La
llegada de estos nuevos pobladores esteparios de lengua aglutinante a las
fértiles llanuras costeras supuso el fin de las antiguas creencias y mitos
prehistóricos. Tribus que a pesar de su escaso desarrollo cultural, gracias a
su superioridad bélica (habían conseguido domesticar el caballo) y
organizativa, consiguieron imponer en las tranquilas sociedades neolíticas sus
ideas.
Aunque
el tránsito no fue inmediato y al principio se mezclaron los dos mundos en
conflicto, el de la diosa madre y el del dios civilizador. Por eso vemos que
cada mito utiliza una fuerza creadora diferente (a Enkidu le da vida la diosa
Aruru, mientras que el dios Enki ofrece su sangre para la creación del hombre).
En este
contexto de confusión, se inicia una intensa campaña de desprestigio hacia la
diosa madre, para erradicar por completo su supremacía sobre el dios masculino
unificador. Por eso surge la lista del bien y del mal, para justificar que la
nueva ideología es la buena y verdadera.
En
esta campaña de desprestigio, las diosas madres son convertidas, en la mayoría
de los casos, en consortes de los dioses masculinos, como decía Sanmartín,
ocupando un lugar secundario, y siempre supeditadas al mundo natural que ellas
han creado (Lilit es recluida en una cueva en el mar Rojo, Innana sale de un
árbol al encuentro de Gilgamesh, por ejemplo, pero hay muchos más).
Sin
embargo, en determinadas culturas, esta medida no era suficiente, empeorando la
situación de la diosa, que unas veces se convierte en un monstruo horripilante,
como le sucedió a Xiwangmu, la reina madre de occidente en la cultura china («al sur del mar occidental, sobre la ribera
de arenas movedizas.... hay alguien usando una capa de tigre con dientes y una
cola, vive en una cueva, se llama ... Xiwangmu está a cargo de la enfermedad y
el castigo corporal», se lee en el libro
de los montes y los mares del período de los Reinos Combatientes), mientras
que otras simplemente desaparecen sin dejar huella, como le sucedió a la diosa
de los hebreos, siendo sustituida por una mujer de carne y hueso, Eva. Allí
donde se siembra la semilla del dios civilizador la diosa madre sufre una gran
transformación.
De
esta manera el dios civilizador, como un demiurgo, adquiere el poder creador de
la diosa, que moldea la materia (el barro) con sus manos. Manos que a partir de
este momento se convierten en el vehículo creador del universo. Unas manos que
desde la prehistoria simbolizan el poder creador del hombre, que lo diferencia
del resto de animales, y que le dotan de un don divino parecido al de la diosa,
de la que se considera su hijo.
La
divinización de las manos supone el siguiente paso para la destrucción del don
creador e innato de la diosa. La naturaleza se convierte en el universo creado
por esta diosa, y por tanto es maligno, pues está compuesto solo por materia.

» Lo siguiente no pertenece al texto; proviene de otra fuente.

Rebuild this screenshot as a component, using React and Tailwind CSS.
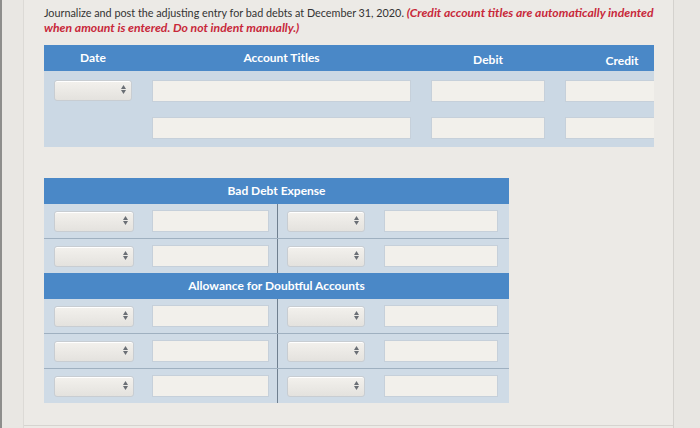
import React from 'react';

const font = { fontFamily: 'Lato, "Open Sans", sans-serif' };

function Select({ w }) {
  return (
    <div
      className={`${w} h-[21px] relative rounded-[3px] border border-[#c8cdd2] bg-gradient-to-b from-[#f3f1ed] to-[#e4e2de] shadow-[inset_0_1px_0_#fff]`}
    >
      <span className="absolute right-[5px] top-[4px] flex flex-col items-center leading-none text-[#6a6f75]">
        <svg width="5" height="4" viewBox="0 0 5 4"><path d="M2.5 0L5 4H0z" fill="currentColor" /></svg>
        <svg width="5" height="4" viewBox="0 0 5 4" className="mt-[1px]"><path d="M0 0h5L2.5 4z" fill="currentColor" /></svg>
      </span>
    </div>
  );
}

function Input({ w }) {
  return <div className={`${w} h-[22px] border border-[#c6d0da] bg-[#f2f0eb]`} />;
}

function TRow({ last }) {
  return (
    <div className={`flex ${last ? '' : 'border-b border-[#9fb0c0]'}`}>
      <div className="w-[234px] flex items-center gap-[18px] pl-[10px] h-[34px] border-r border-[#6f7f8f]">
        <Select w="w-[80px]" />
        <Input w="w-[117px]" />
      </div>
      <div className="flex-1 flex items-center gap-[19px] pl-[9px] h-[34px]">
        <Select w="w-[78px]" />
        <Input w="w-[114px]" />
      </div>
    </div>
  );
}

function THeader({ title }) {
  return (
    <div className="h-[26px] bg-[#4a88c7] flex items-center justify-center text-white text-[12px] font-bold">
      {title}
    </div>
  );
}

export default function App() {
  return (
    <div className="w-[700px] h-[428px] bg-[#eceae6] flex overflow-hidden" style={font}>
      <div className="w-[2px] bg-[#8e8e8c]" />
      <div className="w-[22px] bg-[#e9e7e3] border-r border-[#dcdad6]" />
      <div className="w-[649px] flex flex-col border-b border-[#d6d4d0] h-[426px]">
        <div className="pl-[20px] pt-[5px] text-[10.8px] leading-[15px] text-[#333333] whitespace-nowrap">
          Journalize and post the adjusting entry for bad debts at December 31, 2020.{' '}
          <span className="text-[#c8283a] italic font-bold text-[12.2px]">
            (Credit account titles are automatically indented
            <br />
            when amount is entered. Do not indent manually.)
          </span>
        </div>

        <div className="ml-[20px] mt-[10px] w-[610px] overflow-hidden">
          <div className="w-[645px]">
            <div className="h-[26px] bg-[#4a88c7] flex items-center text-white text-[12px] font-bold">
              <div className="w-[98px] text-center">Date</div>
              <div className="w-[279px] text-center">Account Titles</div>
              <div className="w-[134px] text-center pt-[3px]">Debit</div>
              <div className="w-[134px] text-center pt-[5px]">Credit</div>
            </div>
            <div className="bg-[#cbd8e4] py-[8px] flex flex-col gap-[14px]">
              <div className="flex items-center h-[23px]">
                <div className="w-[98px] pl-[10px]"><Select w="w-[78px]" /></div>
                <div className="w-[279px] pl-[10px]"><Input w="w-[259px]" /></div>
                <div className="w-[134px] pl-[10px]"><Input w="w-[114px]" /></div>
                <div className="w-[134px] pl-[10px]"><Input w="w-[114px]" /></div>
              </div>
              <div className="flex items-center h-[23px]">
                <div className="w-[98px]" />
                <div className="w-[279px] pl-[10px]"><Input w="w-[259px]" /></div>
                <div className="w-[134px] pl-[10px]"><Input w="w-[114px]" /></div>
                <div className="w-[134px] pl-[10px]"><Input w="w-[114px]" /></div>
              </div>
            </div>
          </div>
        </div>

        <div className="ml-[20px] mt-[31px] w-[465px]">
          <THeader title="Bad Debt Expense" />
          <div className="bg-[#cfdbe6]">
            <TRow />
            <TRow last />
          </div>
          <THeader title="Allowance for Doubtful Accounts" />
          <div className="bg-[#cfdbe6]">
            <TRow />
            <TRow />
            <TRow last />
          </div>
        </div>
      </div>
      <div className="w-[1px] bg-[#d4d2ce]" />
      <div className="flex-1 bg-[#e8e6e2]" />
    </div>
  );
}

Lo divino, el bien, reside en el pensamiento, en la idea, que luego se plasma
mediante la creación, en la imperfecta materia. La cual, luego, da vida con su
aliento, o su sangre, que es donde reside el espíritu.
Y esta
idea es la que se expande por doquier, al tiempo que lo hacen los hijos de Noé.
Difundiendo por todas partes el mensaje de unidad, la lista del bien y el mal,
las historias del diluvio, de la montaña de las mil lenguas, de la creación del
hombre, y del dios civilizador. Que recogen mitos como el de Prometeo, el de
Enki, el de Adán, o se debaten en complicadas disertaciones filosóficas en
obras como la de Pitágoras y Platón.
Y la
expansión de estas ideas y de estas tribus está atestiguada no solo en libros
como la Biblia, también en escritores antiguos como Flavio Josefo o San Isidoro
de Sevilla, así como por los restos materiales de civilizaciones tan antiguas
como la sumeria en Mesopotamia, la troyana en Grecia o la de los Millares
(íbera) y de Vila Nova (tartesia) en la Península Ibérica, pues constituyen el
elemento material de esta propagación ideológica.